Pull out every line with the word "this".

* [SOURCE EXCERPT]:
*-*-*
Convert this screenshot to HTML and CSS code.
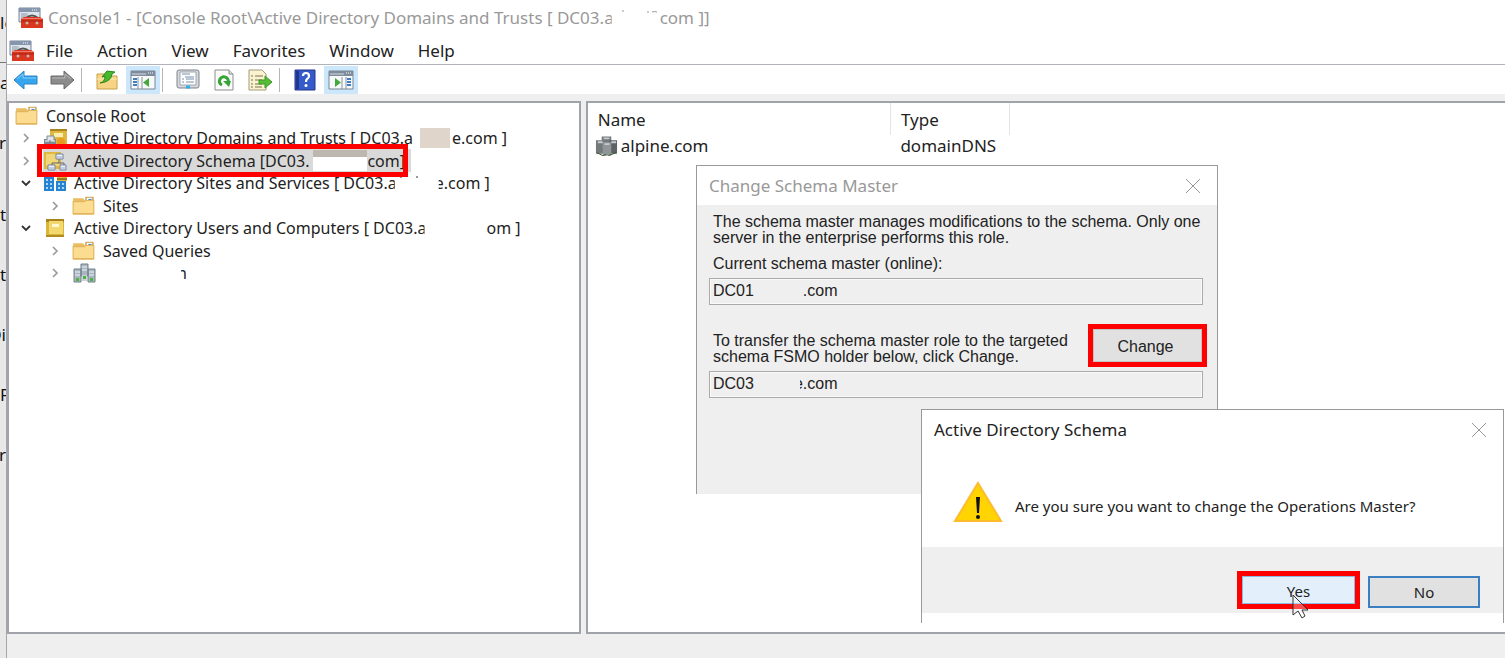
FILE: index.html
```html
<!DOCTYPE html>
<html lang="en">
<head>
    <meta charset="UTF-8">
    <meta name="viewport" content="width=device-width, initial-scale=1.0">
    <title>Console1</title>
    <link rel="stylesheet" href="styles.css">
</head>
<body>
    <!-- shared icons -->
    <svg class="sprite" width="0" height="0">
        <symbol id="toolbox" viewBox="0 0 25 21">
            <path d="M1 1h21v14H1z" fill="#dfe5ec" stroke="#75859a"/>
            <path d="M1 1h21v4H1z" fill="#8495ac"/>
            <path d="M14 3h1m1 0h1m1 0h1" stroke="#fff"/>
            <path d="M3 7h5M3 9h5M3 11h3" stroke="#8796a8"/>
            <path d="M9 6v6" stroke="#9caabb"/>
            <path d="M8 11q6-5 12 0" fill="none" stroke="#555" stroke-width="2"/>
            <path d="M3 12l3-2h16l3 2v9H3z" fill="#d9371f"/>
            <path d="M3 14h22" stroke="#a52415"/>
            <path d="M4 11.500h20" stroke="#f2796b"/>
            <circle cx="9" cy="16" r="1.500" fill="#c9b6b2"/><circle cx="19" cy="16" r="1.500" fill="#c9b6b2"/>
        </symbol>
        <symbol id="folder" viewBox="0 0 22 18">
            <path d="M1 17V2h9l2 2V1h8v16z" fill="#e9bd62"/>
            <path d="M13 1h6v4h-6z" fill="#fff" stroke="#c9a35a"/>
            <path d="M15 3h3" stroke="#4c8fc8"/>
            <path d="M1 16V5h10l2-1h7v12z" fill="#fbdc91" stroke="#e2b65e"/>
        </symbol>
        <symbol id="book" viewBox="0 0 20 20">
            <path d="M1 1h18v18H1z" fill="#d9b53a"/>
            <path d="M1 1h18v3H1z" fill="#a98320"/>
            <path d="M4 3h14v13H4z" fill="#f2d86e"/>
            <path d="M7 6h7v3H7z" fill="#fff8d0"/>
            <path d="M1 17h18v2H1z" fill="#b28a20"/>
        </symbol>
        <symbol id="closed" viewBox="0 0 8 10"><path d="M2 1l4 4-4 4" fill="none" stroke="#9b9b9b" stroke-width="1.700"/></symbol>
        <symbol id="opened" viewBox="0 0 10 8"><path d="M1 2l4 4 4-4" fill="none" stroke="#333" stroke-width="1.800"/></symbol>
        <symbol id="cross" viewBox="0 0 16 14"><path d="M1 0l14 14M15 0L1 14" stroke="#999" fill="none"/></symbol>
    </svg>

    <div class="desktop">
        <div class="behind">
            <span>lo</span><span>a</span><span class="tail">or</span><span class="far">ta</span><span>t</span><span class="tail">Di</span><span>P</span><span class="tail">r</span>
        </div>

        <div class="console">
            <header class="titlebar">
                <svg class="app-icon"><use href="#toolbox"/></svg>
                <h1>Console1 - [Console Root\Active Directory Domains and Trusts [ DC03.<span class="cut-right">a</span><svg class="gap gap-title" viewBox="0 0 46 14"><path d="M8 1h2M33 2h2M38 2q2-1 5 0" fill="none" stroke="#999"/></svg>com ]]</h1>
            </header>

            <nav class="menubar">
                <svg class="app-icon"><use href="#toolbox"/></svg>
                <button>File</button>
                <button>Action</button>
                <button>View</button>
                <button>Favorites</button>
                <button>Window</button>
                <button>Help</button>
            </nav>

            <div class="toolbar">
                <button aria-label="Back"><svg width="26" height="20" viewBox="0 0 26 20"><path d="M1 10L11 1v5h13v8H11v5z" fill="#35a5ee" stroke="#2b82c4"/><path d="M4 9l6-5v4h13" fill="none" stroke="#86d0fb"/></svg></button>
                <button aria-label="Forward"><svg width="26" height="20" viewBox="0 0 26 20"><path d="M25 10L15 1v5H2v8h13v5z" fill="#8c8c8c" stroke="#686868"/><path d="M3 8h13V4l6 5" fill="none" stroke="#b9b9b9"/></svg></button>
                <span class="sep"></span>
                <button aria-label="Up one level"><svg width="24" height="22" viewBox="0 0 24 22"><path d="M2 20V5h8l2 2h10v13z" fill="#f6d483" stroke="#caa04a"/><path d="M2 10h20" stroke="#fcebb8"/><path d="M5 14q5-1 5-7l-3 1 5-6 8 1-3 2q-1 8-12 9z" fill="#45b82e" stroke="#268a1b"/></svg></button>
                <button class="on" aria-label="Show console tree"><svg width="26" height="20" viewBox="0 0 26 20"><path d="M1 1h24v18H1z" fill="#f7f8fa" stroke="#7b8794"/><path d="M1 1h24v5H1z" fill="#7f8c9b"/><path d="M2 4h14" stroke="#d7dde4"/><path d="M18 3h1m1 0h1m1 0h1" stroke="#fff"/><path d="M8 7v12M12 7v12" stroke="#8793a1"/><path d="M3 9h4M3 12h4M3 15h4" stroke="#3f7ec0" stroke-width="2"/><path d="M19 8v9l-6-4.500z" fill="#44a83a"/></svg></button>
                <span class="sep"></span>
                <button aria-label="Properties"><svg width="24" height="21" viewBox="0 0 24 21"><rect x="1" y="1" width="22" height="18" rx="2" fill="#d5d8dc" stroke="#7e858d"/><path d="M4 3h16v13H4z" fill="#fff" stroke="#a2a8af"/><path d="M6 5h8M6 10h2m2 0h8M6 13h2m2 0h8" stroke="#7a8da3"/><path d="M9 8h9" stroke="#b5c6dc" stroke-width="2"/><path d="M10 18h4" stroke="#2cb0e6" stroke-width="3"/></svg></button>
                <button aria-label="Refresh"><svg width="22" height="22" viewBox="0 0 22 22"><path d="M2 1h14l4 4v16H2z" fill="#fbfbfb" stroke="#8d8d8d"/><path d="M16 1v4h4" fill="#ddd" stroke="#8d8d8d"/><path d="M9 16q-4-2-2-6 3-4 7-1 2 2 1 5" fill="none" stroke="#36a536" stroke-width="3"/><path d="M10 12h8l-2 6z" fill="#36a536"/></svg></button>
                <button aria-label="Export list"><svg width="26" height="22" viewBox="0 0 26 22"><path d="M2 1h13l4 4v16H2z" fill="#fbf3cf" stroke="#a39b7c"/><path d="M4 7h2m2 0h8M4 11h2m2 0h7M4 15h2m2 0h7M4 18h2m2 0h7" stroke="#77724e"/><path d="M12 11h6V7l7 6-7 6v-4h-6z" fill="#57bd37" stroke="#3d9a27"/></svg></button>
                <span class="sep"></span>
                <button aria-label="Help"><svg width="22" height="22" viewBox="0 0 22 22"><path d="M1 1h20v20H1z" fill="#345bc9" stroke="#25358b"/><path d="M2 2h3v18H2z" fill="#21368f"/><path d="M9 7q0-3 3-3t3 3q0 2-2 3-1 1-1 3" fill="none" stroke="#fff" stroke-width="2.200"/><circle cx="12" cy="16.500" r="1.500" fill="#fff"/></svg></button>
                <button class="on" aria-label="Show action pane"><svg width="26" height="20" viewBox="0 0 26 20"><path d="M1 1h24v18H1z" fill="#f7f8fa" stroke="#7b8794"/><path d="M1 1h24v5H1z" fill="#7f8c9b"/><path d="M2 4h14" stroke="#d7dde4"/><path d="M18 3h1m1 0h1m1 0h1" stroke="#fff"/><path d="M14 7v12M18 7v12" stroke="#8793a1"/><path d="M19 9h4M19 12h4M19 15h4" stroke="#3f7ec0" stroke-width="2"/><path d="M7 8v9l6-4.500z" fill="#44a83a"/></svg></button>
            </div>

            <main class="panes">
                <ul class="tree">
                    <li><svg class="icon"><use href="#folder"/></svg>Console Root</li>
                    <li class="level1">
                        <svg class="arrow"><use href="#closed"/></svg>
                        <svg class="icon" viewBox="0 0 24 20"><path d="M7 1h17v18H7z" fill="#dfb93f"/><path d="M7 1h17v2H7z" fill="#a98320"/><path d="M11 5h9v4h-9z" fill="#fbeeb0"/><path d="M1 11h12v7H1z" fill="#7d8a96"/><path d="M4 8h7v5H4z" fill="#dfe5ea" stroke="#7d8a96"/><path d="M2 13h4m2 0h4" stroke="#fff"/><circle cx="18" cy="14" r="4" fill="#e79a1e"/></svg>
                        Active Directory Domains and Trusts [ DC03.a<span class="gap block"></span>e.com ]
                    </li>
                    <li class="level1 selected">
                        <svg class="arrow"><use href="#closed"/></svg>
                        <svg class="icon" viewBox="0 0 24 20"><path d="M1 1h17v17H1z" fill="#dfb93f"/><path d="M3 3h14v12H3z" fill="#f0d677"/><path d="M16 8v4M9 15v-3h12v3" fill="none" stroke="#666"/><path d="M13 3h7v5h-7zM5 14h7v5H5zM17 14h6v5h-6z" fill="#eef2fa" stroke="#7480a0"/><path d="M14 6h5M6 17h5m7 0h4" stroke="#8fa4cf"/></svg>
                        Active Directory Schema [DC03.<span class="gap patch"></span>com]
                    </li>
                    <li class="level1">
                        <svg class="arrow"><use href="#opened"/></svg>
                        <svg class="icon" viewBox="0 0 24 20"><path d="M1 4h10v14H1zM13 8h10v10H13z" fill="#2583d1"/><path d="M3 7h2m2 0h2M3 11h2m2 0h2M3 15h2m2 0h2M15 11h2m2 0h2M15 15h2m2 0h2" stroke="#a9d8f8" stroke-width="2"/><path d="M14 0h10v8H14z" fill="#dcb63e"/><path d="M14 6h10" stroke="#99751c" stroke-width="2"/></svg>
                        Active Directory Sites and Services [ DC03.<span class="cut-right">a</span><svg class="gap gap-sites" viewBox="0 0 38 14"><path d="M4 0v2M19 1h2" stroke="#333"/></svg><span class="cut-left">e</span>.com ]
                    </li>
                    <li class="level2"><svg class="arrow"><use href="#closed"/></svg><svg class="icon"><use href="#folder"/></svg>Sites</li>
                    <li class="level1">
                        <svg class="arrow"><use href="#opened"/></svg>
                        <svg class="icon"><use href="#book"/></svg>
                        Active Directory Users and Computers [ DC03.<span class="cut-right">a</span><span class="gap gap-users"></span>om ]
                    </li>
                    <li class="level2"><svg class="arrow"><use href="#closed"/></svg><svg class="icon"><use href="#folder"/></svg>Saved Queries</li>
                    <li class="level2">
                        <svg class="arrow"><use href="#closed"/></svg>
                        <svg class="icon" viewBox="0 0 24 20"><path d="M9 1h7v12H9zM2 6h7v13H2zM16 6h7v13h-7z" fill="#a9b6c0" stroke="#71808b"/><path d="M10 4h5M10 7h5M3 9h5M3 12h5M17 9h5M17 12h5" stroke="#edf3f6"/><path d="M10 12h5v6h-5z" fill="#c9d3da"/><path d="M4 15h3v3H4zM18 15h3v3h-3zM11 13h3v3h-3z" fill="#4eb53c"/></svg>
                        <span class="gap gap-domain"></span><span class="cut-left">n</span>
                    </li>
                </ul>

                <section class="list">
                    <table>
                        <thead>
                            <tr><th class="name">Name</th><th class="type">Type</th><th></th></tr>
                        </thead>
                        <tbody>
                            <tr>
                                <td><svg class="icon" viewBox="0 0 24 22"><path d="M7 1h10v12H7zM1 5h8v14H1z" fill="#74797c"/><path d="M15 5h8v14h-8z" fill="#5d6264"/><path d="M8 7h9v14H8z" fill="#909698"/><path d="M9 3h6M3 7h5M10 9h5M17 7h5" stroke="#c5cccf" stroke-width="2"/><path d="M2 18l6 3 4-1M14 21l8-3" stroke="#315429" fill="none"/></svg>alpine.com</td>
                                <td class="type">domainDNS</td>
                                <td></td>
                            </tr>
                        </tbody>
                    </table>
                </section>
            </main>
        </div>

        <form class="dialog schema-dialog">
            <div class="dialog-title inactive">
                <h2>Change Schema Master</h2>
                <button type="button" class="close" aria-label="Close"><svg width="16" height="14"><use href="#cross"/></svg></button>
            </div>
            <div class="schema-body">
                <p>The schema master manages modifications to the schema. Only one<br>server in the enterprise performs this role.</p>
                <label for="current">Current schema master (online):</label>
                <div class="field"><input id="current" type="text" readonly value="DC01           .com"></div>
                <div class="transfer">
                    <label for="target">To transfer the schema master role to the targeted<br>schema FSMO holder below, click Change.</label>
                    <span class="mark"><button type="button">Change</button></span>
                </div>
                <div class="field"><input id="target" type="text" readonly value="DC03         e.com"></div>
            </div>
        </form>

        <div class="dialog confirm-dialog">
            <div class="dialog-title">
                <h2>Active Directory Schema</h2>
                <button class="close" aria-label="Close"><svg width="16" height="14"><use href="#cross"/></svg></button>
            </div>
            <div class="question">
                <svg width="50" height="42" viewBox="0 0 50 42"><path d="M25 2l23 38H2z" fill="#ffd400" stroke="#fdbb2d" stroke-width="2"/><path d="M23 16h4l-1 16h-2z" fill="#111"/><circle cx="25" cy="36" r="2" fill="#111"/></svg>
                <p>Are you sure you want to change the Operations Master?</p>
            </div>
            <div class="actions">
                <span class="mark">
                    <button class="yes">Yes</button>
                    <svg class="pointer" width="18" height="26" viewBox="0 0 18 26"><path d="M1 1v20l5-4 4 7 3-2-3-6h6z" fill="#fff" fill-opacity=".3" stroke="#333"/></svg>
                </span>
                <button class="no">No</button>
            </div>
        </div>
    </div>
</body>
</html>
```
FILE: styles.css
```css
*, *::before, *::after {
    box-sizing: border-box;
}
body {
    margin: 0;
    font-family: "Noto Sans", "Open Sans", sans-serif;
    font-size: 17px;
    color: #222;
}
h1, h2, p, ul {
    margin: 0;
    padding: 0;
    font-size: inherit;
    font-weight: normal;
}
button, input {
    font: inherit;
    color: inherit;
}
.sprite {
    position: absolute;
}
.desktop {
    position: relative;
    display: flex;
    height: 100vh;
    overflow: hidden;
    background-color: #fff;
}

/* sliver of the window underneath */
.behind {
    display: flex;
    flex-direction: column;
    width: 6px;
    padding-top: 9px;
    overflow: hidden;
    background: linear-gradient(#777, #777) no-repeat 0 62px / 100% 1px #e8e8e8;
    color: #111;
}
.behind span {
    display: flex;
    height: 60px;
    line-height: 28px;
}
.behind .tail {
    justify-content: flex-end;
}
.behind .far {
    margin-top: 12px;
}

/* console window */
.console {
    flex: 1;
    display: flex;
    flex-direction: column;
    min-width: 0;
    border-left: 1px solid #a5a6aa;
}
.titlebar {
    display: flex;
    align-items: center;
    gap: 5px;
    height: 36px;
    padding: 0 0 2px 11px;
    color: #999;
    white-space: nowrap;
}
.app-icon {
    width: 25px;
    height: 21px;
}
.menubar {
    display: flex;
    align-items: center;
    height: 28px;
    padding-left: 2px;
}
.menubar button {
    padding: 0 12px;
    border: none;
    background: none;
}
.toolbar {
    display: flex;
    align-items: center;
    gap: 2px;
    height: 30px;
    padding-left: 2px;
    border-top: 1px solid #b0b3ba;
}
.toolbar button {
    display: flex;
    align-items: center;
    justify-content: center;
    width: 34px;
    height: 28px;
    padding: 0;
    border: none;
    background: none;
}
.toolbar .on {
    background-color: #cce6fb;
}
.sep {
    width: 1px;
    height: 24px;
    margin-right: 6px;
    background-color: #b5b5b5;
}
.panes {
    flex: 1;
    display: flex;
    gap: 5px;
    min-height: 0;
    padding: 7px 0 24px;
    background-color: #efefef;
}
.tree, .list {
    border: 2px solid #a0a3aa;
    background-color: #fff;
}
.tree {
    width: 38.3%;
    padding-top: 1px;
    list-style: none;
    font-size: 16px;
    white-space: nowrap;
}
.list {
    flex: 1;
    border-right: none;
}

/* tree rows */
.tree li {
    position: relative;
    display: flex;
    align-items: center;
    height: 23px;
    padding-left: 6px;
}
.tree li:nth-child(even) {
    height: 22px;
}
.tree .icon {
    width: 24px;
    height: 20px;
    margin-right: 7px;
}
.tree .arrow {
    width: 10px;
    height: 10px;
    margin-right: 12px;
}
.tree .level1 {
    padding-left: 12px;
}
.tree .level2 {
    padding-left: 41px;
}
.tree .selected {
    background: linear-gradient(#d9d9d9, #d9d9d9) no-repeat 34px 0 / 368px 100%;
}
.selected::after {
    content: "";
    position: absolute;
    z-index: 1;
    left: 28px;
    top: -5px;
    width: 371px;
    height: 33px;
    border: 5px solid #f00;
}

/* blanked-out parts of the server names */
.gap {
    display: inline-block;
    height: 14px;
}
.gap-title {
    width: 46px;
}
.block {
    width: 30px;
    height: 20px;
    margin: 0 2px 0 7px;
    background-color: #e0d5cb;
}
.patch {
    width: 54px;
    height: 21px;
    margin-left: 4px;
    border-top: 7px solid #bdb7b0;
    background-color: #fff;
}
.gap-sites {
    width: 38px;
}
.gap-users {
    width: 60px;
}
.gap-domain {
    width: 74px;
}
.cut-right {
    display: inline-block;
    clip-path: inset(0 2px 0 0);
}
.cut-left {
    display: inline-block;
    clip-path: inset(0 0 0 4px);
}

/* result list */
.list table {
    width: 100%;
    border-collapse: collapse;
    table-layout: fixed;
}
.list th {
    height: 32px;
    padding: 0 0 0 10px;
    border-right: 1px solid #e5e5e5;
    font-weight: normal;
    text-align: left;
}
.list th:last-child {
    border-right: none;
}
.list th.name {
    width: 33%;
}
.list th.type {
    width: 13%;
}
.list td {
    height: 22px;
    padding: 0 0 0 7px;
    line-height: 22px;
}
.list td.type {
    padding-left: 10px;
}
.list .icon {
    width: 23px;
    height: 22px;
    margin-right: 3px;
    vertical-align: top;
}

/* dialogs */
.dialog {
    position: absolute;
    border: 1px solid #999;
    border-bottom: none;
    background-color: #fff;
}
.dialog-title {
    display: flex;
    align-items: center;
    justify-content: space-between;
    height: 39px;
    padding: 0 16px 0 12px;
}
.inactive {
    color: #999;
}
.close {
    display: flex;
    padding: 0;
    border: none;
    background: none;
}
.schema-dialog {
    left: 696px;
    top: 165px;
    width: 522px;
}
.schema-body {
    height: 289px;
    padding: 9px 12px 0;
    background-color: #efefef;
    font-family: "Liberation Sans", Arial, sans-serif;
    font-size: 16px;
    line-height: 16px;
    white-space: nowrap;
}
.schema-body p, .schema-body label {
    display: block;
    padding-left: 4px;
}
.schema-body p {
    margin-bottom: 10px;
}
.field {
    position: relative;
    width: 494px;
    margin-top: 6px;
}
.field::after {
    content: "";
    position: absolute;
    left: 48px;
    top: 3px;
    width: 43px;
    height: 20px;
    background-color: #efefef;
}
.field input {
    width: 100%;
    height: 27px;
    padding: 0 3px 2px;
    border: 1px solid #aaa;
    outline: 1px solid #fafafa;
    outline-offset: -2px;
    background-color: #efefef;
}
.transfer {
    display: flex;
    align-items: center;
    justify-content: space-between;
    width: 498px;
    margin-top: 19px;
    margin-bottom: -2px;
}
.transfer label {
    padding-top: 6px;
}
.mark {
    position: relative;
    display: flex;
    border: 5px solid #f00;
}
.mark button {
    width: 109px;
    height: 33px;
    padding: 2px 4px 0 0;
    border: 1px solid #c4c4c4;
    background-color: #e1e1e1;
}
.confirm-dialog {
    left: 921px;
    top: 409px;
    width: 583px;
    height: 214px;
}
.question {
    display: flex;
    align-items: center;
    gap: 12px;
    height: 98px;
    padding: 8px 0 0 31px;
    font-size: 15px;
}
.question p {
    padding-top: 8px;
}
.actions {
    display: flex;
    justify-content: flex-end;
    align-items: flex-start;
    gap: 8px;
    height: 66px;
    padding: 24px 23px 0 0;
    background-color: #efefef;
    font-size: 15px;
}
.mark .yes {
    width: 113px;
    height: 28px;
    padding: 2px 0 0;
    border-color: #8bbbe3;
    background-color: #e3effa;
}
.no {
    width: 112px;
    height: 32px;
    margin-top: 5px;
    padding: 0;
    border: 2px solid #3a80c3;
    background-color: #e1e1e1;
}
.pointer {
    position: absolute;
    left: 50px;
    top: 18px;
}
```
*-*-*
* [REPLY TO THE EXERCISE]:
Convert this screenshot to HTML and CSS code.
                <p>The schema master manages modifications to the schema. Only one<br>server in the enterprise performs this role.</p>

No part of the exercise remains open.